What is said in the Essay concerning the degrees of knowledge has considerable merit, for nothing is more obvious than the fact that some of our beliefs are more certain than others. Locke maintains, for example, that there are different degrees of certainty in what we believe about our own existence, the existence of God, and the phenomena of nature. These degrees of certainty correspond to the ways in which the knowledge is obtained. He tells us that we have intuitive knowledge of our own existence, demonstrative knowledge of the existence of God, and only probable knowledge of that which the senses reveal to us concerning the phenomena of nature.
Although there appears to be some truth in each of these assertions, it requires only a very simple analysis to point out some of the inadequacies connected with each of them. Intuition does yield the highest degree of certainty that is possible with reference to some things. It is the supreme authority about what is present in our own states of consciousness. It tells us whether we are experiencing pain, or seeing yellow, or red, at any given moment. We can be equally sure about the content of any momentary state of consciousness. But to say, as Locke does say, that we know intuitively of the existence of a self that is continuous over a relatively long period of time is to assert something more than is warranted in the bare facts of the case.
Demonstrative knowledge does yield a high degree of certainty, provided it is based on true premises and one makes no errors in his reasoning. Locke's argument for the existence of God, as well as his argument for the existence of an outside world, is based on the premise that whatever exists must have been caused by something other than itself. Now this is undoubtedly true so far as the world of our experience is concerned, but this does not warrant the belief that the final cause of events is something that lies outside of the realm of human experience. If causality is to mean anything more than a succession of ideas in one's mind — and apparently it does mean something more than that for Locke — there is no sensory experience which provides any basis for believing that things are caused at all.
To be sure, demonstrative knowledge can yield certainty in the field of mathematics, in which all the propositions used are analytic in nature, but it does not yield the same results when applied to the phenomena of nature or to the existence of God. Locke believed in the existence of God, but he was evidently mistaken in his belief that it could be demonstrated or proved by logical deduction from the facts of human experience.
Sense knowledge is what we must rely on for any information we have concerning the phenomena of nature, or what is usually referred to as the area of the physical and natural sciences. It is in this area that Locke is especially concerned to point out the limitations of the human mind. Since all of our beliefs about the external world must be formed on the basis of that which takes place in our own minds, it is obvious that we cannot know the real nature of things-in-themselves. Anyone who recognizes this fact will be more apt to avoid making dogmatic assertions about the character of the universe when viewed as a whole. It is for this reason that Locke is skeptical concerning the validity of any metaphysical speculations. Those who claim to know that reality is composed solely of matter, or that ideas are the stuff out of which all things are made, are in his judgment merely indulging in idle speculations since there is no concrete evidence that will either confirm or deny the truth of what they are saying.

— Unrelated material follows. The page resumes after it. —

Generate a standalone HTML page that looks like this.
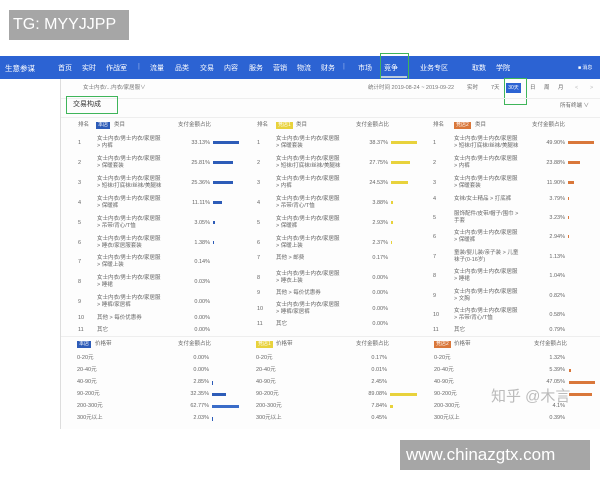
<!DOCTYPE html>
<html><head><meta charset="utf-8"><style>
*{margin:0;padding:0;box-sizing:border-box}
body{width:600px;height:480px;background:#fff;position:relative;overflow:hidden;font-family:"Liberation Sans","Noto Sans CJK SC",sans-serif;color:#555}
div,span{position:absolute;white-space:nowrap}
.t{font-size:5.5px;line-height:7px;color:#666}
.r{text-align:right;width:40px}
.b{height:3px}
.bl{background:#2d5cb8}.ye{background:#e8d23c}.or{background:#d9773a}
.nav span{color:#fff;font-size:7px;top:7px}
.bd{font-size:5px;color:#fff;height:7px;line-height:7px;text-align:center;padding:0 2px}
.bt{font-size:5.5px;line-height:12px;color:#666}
</style></head><body>
<div style="left:9px;top:10px;width:120px;height:30px;background:#a6a6a6;color:#fff;font-size:16px;line-height:30px;padding-left:4px">TG: MYYJJPP</div>

<div class="nav" style="left:0;top:56px;width:600px;height:23px;background:#2c63d3">
<span style="left:5px;font-size:7.5px">生意参谋</span>
<span style="left:58px">首页</span><span style="left:82px">实时</span><span style="left:106px">作战室</span>
<span style="left:138px;opacity:.5">|</span>
<span style="left:150px">流量</span><span style="left:175px">品类</span><span style="left:200px">交易</span><span style="left:224px">内容</span><span style="left:249px">服务</span><span style="left:273px">营销</span><span style="left:297px">物流</span><span style="left:321px">财务</span>
<span style="left:343px;opacity:.5">|</span>
<span style="left:358px">市场</span><span style="left:384px">竞争</span>
<span style="left:420px">业务专区</span><span style="left:472px">取数</span><span style="left:496px">学院</span>
<span style="left:578px;font-size:5px;top:8px">■ 消息</span>
<div style="left:381px;top:20px;width:26px;height:2px;background:#bcd"></div>
</div>
<div style="left:380px;top:53px;width:29px;height:31px;border:1px solid #3fb55a"></div>

<div style="left:60px;top:79px;width:1px;height:350px;background:#ddd"></div>
<div style="left:61px;top:79px;width:539px;height:350px;background:#fdfdfd"></div>
<div class="t" style="left:83px;top:85px;color:#777">女士内衣/...内衣/家居服∨</div>
<div class="t" style="left:368px;top:85px;color:#777">统计时间 2019-08-24 ~ 2019-09-22</div>
<div class="t" style="left:467px;top:85px">实时</div><div class="t" style="left:491px;top:85px">7天</div>
<div class="bd" style="left:506px;top:83px;width:15px;height:10px;line-height:10px;background:#2c63d3">30天</div>
<div class="t" style="left:530px;top:85px">日</div><div class="t" style="left:544px;top:85px">周</div><div class="t" style="left:558px;top:85px">月</div>
<div class="t" style="left:575px;top:85px;color:#bbb">&lt;</div><div class="t" style="left:590px;top:85px;color:#bbb">&gt;</div>
<div style="left:504px;top:78px;width:23px;height:27px;border:1px solid #3fb55a"></div>
<div style="left:61px;top:98px;width:539px;height:1px;background:#eee"></div>
<div style="left:66px;top:96px;width:52px;height:18px;border:1px solid #3fb55a;font-size:7px;color:#333;line-height:16px;padding-left:6px">交易构成</div>
<div class="t" style="left:560px;top:103px">所有终端 ∨</div>
<div style="left:61px;top:117px;width:539px;height:1px;background:#eee"></div>

<!-- headers -->
<div class="t" style="left:78px;top:122px">排名</div><div class="bd bl" style="left:96px;top:122px">本店</div><div class="t" style="left:114px;top:122px">类目</div><div class="t" style="left:178px;top:122px">支付金额占比</div>
<div class="t" style="left:257px;top:122px">排名</div><div class="bd ye" style="left:276px;top:122px">竞店1</div><div class="t" style="left:296px;top:122px">类目</div><div class="t" style="left:356px;top:122px">支付金额占比</div>
<div class="t" style="left:433px;top:122px">排名</div><div class="bd or" style="left:454px;top:122px">竞店2</div><div class="t" style="left:475px;top:122px">类目</div><div class="t" style="left:532px;top:122px">支付金额占比</div>

<!-- col1 -->
<div class="t" style="left:78px;top:140px">1</div><div class="t" style="left:97px;top:136px">女士内衣/男士内衣/家居服<br>&gt; 内裤</div><div class="t r" style="left:170px;top:140px">33.13%</div><div class="b bl" style="left:213px;top:141px;width:26px"></div>
<div class="t" style="left:78px;top:160px">2</div><div class="t" style="left:97px;top:156px">女士内衣/男士内衣/家居服<br>&gt; 保暖套装</div><div class="t r" style="left:170px;top:160px">25.81%</div><div class="b bl" style="left:213px;top:161px;width:20px"></div>
<div class="t" style="left:78px;top:180px">3</div><div class="t" style="left:97px;top:176px">女士内衣/男士内衣/家居服<br>&gt; 短袜/打底袜/丝袜/美腿袜</div><div class="t r" style="left:170px;top:180px">25.36%</div><div class="b bl" style="left:213px;top:181px;width:20px"></div>
<div class="t" style="left:78px;top:200px">4</div><div class="t" style="left:97px;top:196px">女士内衣/男士内衣/家居服<br>&gt; 保暖裤</div><div class="t r" style="left:170px;top:200px">11.11%</div><div class="b bl" style="left:213px;top:201px;width:9px"></div>
<div class="t" style="left:78px;top:220px">5</div><div class="t" style="left:97px;top:216px">女士内衣/男士内衣/家居服<br>&gt; 吊带/背心/T恤</div><div class="t r" style="left:170px;top:220px">3.05%</div><div class="b bl" style="left:213px;top:221px;width:2px"></div>
<div class="t" style="left:78px;top:240px">6</div><div class="t" style="left:97px;top:236px">女士内衣/男士内衣/家居服<br>&gt; 睡衣/家居服套装</div><div class="t r" style="left:170px;top:240px">1.38%</div><div class="b bl" style="left:213px;top:241px;width:1px"></div>
<div class="t" style="left:78px;top:259px">7</div><div class="t" style="left:97px;top:255px">女士内衣/男士内衣/家居服<br>&gt; 保暖上装</div><div class="t r" style="left:170px;top:259px">0.14%</div>
<div class="t" style="left:78px;top:279px">8</div><div class="t" style="left:97px;top:275px">女士内衣/男士内衣/家居服<br>&gt; 睡裙</div><div class="t r" style="left:170px;top:279px">0.03%</div>
<div class="t" style="left:78px;top:299px">9</div><div class="t" style="left:97px;top:295px">女士内衣/男士内衣/家居服<br>&gt; 睡裤/家居裤</div><div class="t r" style="left:170px;top:299px">0.00%</div>
<div class="t" style="left:78px;top:315px">10</div><div class="t" style="left:97px;top:315px">其他 &gt; 每价优惠券</div><div class="t r" style="left:170px;top:315px">0.00%</div>
<div class="t" style="left:78px;top:327px">11</div><div class="t" style="left:97px;top:327px">其它</div><div class="t r" style="left:170px;top:327px">0.00%</div>

<!-- col2 -->
<div class="t" style="left:257px;top:140px">1</div><div class="t" style="left:276px;top:136px">女士内衣/男士内衣/家居服<br>&gt; 保暖套装</div><div class="t r" style="left:348px;top:140px">38.37%</div><div class="b ye" style="left:391px;top:141px;width:26px"></div>
<div class="t" style="left:257px;top:160px">2</div><div class="t" style="left:276px;top:156px">女士内衣/男士内衣/家居服<br>&gt; 短袜/打底袜/丝袜/美腿袜</div><div class="t r" style="left:348px;top:160px">27.75%</div><div class="b ye" style="left:391px;top:161px;width:19px"></div>
<div class="t" style="left:257px;top:180px">3</div><div class="t" style="left:276px;top:176px">女士内衣/男士内衣/家居服<br>&gt; 内裤</div><div class="t r" style="left:348px;top:180px">24.53%</div><div class="b ye" style="left:391px;top:181px;width:17px"></div>
<div class="t" style="left:257px;top:200px">4</div><div class="t" style="left:276px;top:196px">女士内衣/男士内衣/家居服<br>&gt; 吊带/背心/T恤</div><div class="t r" style="left:348px;top:200px">3.88%</div><div class="b ye" style="left:391px;top:201px;width:2px"></div>
<div class="t" style="left:257px;top:220px">5</div><div class="t" style="left:276px;top:216px">女士内衣/男士内衣/家居服<br>&gt; 保暖裤</div><div class="t r" style="left:348px;top:220px">2.93%</div><div class="b ye" style="left:391px;top:221px;width:2px"></div>
<div class="t" style="left:257px;top:240px">6</div><div class="t" style="left:276px;top:236px">女士内衣/男士内衣/家居服<br>&gt; 保暖上装</div><div class="t r" style="left:348px;top:240px">2.37%</div><div class="b ye" style="left:391px;top:241px;width:1px"></div>
<div class="t" style="left:257px;top:255px">7</div><div class="t" style="left:276px;top:255px">其他 &gt; 邮费</div><div class="t r" style="left:348px;top:255px">0.17%</div>
<div class="t" style="left:257px;top:275px">8</div><div class="t" style="left:276px;top:271px">女士内衣/男士内衣/家居服<br>&gt; 睡衣上装</div><div class="t r" style="left:348px;top:275px">0.00%</div>
<div class="t" style="left:257px;top:290px">9</div><div class="t" style="left:276px;top:290px">其他 &gt; 每价优惠券</div><div class="t r" style="left:348px;top:290px">0.00%</div>
<div class="t" style="left:257px;top:306px">10</div><div class="t" style="left:276px;top:302px">女士内衣/男士内衣/家居服<br>&gt; 睡裤/家居裤</div><div class="t r" style="left:348px;top:306px">0.00%</div>
<div class="t" style="left:257px;top:321px">11</div><div class="t" style="left:276px;top:321px">其它</div><div class="t r" style="left:348px;top:321px">0.00%</div>

<!-- col3 -->
<div class="t" style="left:433px;top:140px">1</div><div class="t" style="left:454px;top:136px">女士内衣/男士内衣/家居服<br>&gt; 短袜/打底袜/丝袜/美腿袜</div><div class="t r" style="left:525px;top:140px">49.90%</div><div class="b or" style="left:568px;top:141px;width:26px"></div>
<div class="t" style="left:433px;top:160px">2</div><div class="t" style="left:454px;top:156px">女士内衣/男士内衣/家居服<br>&gt; 内裤</div><div class="t r" style="left:525px;top:160px">23.88%</div><div class="b or" style="left:568px;top:161px;width:12px"></div>
<div class="t" style="left:433px;top:180px">3</div><div class="t" style="left:454px;top:176px">女士内衣/男士内衣/家居服<br>&gt; 保暖套装</div><div class="t r" style="left:525px;top:180px">11.90%</div><div class="b or" style="left:568px;top:181px;width:6px"></div>
<div class="t" style="left:433px;top:196px">4</div><div class="t" style="left:454px;top:196px">女袜/女士精品 &gt; 打底裤</div><div class="t r" style="left:525px;top:196px">3.79%</div><div class="b or" style="left:568px;top:197px;width:1px"></div>
<div class="t" style="left:433px;top:215px">5</div><div class="t" style="left:454px;top:211px">服饰配件/皮带/帽子/围巾 &gt;<br>手套</div><div class="t r" style="left:525px;top:215px">3.23%</div><div class="b or" style="left:568px;top:216px;width:1px"></div>
<div class="t" style="left:433px;top:234px">6</div><div class="t" style="left:454px;top:230px">女士内衣/男士内衣/家居服<br>&gt; 保暖裤</div><div class="t r" style="left:525px;top:234px">2.94%</div><div class="b or" style="left:568px;top:235px;width:1px"></div>
<div class="t" style="left:433px;top:254px">7</div><div class="t" style="left:454px;top:250px">童装/婴儿装/亲子装 &gt; 儿童<br>袜子(0-16岁)</div><div class="t r" style="left:525px;top:254px">1.13%</div>
<div class="t" style="left:433px;top:273px">8</div><div class="t" style="left:454px;top:269px">女士内衣/男士内衣/家居服<br>&gt; 睡裙</div><div class="t r" style="left:525px;top:273px">1.04%</div>
<div class="t" style="left:433px;top:293px">9</div><div class="t" style="left:454px;top:289px">女士内衣/男士内衣/家居服<br>&gt; 文胸</div><div class="t r" style="left:525px;top:293px">0.82%</div>
<div class="t" style="left:433px;top:312px">10</div><div class="t" style="left:454px;top:308px">女士内衣/男士内衣/家居服<br>&gt; 吊带/背心/T恤</div><div class="t r" style="left:525px;top:312px">0.58%</div>
<div class="t" style="left:433px;top:327px">11</div><div class="t" style="left:454px;top:327px">其它</div><div class="t r" style="left:525px;top:327px">0.79%</div>

<div style="left:61px;top:336px;width:539px;height:1px;background:#eee"></div>
<!-- bottom -->
<div class="bd bl" style="left:77px;top:341px">本店</div><div class="t" style="left:95px;top:341px">价格带</div><div class="t" style="left:178px;top:341px">支付金额占比</div>
<div class="bd ye" style="left:256px;top:341px">竞店1</div><div class="t" style="left:276px;top:341px">价格带</div><div class="t" style="left:356px;top:341px">支付金额占比</div>
<div class="bd or" style="left:434px;top:341px">竞店2</div><div class="t" style="left:454px;top:341px">价格带</div><div class="t" style="left:534px;top:341px">支付金额占比</div>

<div class="bt" style="left:77px;top:352px">0-20元<br>20-40元<br>40-90元<br>90-200元<br>200-300元<br>300元以上</div>
<div class="bt" style="left:256px;top:352px">0-20元<br>20-40元<br>40-90元<br>90-200元<br>200-300元<br>300元以上</div>
<div class="bt" style="left:434px;top:352px">0-20元<br>20-40元<br>40-90元<br>90-200元<br>200-300元<br>300元以上</div>
<div class="bt r" style="left:169px;top:352px">0.00%<br>0.00%<br>2.85%<br>32.35%<br>62.77%<br>2.03%</div>
<div class="bt r" style="left:347px;top:352px">0.17%<br>0.01%<br>2.45%<br>89.08%<br>7.84%<br>0.45%</div>
<div class="bt r" style="left:525px;top:352px">1.32%<br>5.39%<br>47.05%<br>&nbsp;<br>4.1%<br>0.39%</div>
<div class="b bl" style="left:212px;top:381px;width:1px;height:4px"></div>
<div class="b bl" style="left:212px;top:393px;width:14px"></div>
<div class="b bl" style="left:212px;top:405px;width:27px;background:#3a6cc8"></div>
<div class="b bl" style="left:212px;top:417px;width:1px;height:4px"></div>
<div class="b ye" style="left:390px;top:393px;width:27px"></div>
<div class="b ye" style="left:390px;top:405px;width:3px"></div>
<div class="b or" style="left:569px;top:369px;width:2px"></div>
<div class="b or" style="left:569px;top:381px;width:26px"></div>
<div class="b or" style="left:569px;top:393px;width:23px"></div>
<div style="left:491px;top:385px;font-size:15px;color:#bbb">知乎 @木言</div>

<div style="left:400px;top:440px;width:190px;height:30px;background:#a6a6a6;color:#fff;font-size:17px;line-height:30px;padding-left:6px">www.chinazgtx.com</div>
</body></html>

Even though Locke's epistemology appears to exclude all metaphysical assertions, he did not wish to eliminate the belief that we do have some genuine knowledge in the fields of the physical and natural sciences. This was possible on the basis of his theory, provided that we do not claim too much for the knowing processes in these fields of investigation. Scientific knowledge, he maintained, does not reveal the independent nature of external objects. It only reveals the way in which things appear to human minds.
It is true that the scientist believes she can make accurate predictions with reference to the way events will take place in the future under specified conditions. However, the only basis for these predictions is the fact that events have taken place a certain way in the past. This, in itself, provides no guarantee at all concerning the future. Locke admits that this is true, and, accordingly, he insists that, while we do not have any certain knowledge about future events, we can have probable knowledge of when and how they will take place. The degree of probable knowledge will in each case depend on the number and character of the events that have occurred in the past.
It seems appropriate in this connection to inquire just what Locke means by probable knowledge when applied to the predictions that scientists make on the basis of the so-called laws of nature. If probability means something more than an ordinary guess in which the chances of it being correct are equal to those of its being incorrect, then there must be something in the order of nature that governs the way in which events will take place. If we cannot know anything about the order of nature, as Locke has insisted in his former arguments, then there is no basis for asserting that we have even probable knowledge about future events. This is another instance in which Locke's beliefs may be correct even though from a logical point of view they are inconsistent with the views on which they are supposed to be based.
The same type of criticism can be urged with reference to his attitude toward metaphysics. Having excluded all metaphysical speculations as idle and a waste of time, he goes on to affirm his belief in the existence of God, the moral order of the universe, the reality of both mind and matter, the reality of causal relations, and the possibility of probable knowledge in the field of the natural sciences. All of these beliefs are at least to some extent of a metaphysical nature. If what Locke had to say about metaphysical speculations is interpreted to mean that no one can have complete and exact knowledge about the entire universe, it would be impossible to take issue with him, nor would there be any reason to do so. But this is not what Locke meant in his criticism of metaphysics. What he did mean is that it is impossible for anyone to have any knowledge about that which goes beyond the limits of human experience. Furthermore, he held that no one has the right to accept as true any beliefs concerning ultimate reality or the character of the universe as a whole.
Apparently Locke was not aware of the fact that any theory of knowledge, including his own, necessarily presupposes something about the ultimate nature of things. One may be critical of any particular metaphysical theory but cannot avoid having one of his own. The fact that no one's beliefs about the nature of the universe will be complete or exact in every respect does not imply that we can know nothing about it at all. We do have some principles that may serve as guides toward a correct view of things. We know that our beliefs in order to be true must be consistent with themselves, in harmony with all known facts, and they must provide us with a reasonable interpretation of our experiences. When these conditions have been met, it can be said that we have what may rightfully be called some degree of probable knowledge.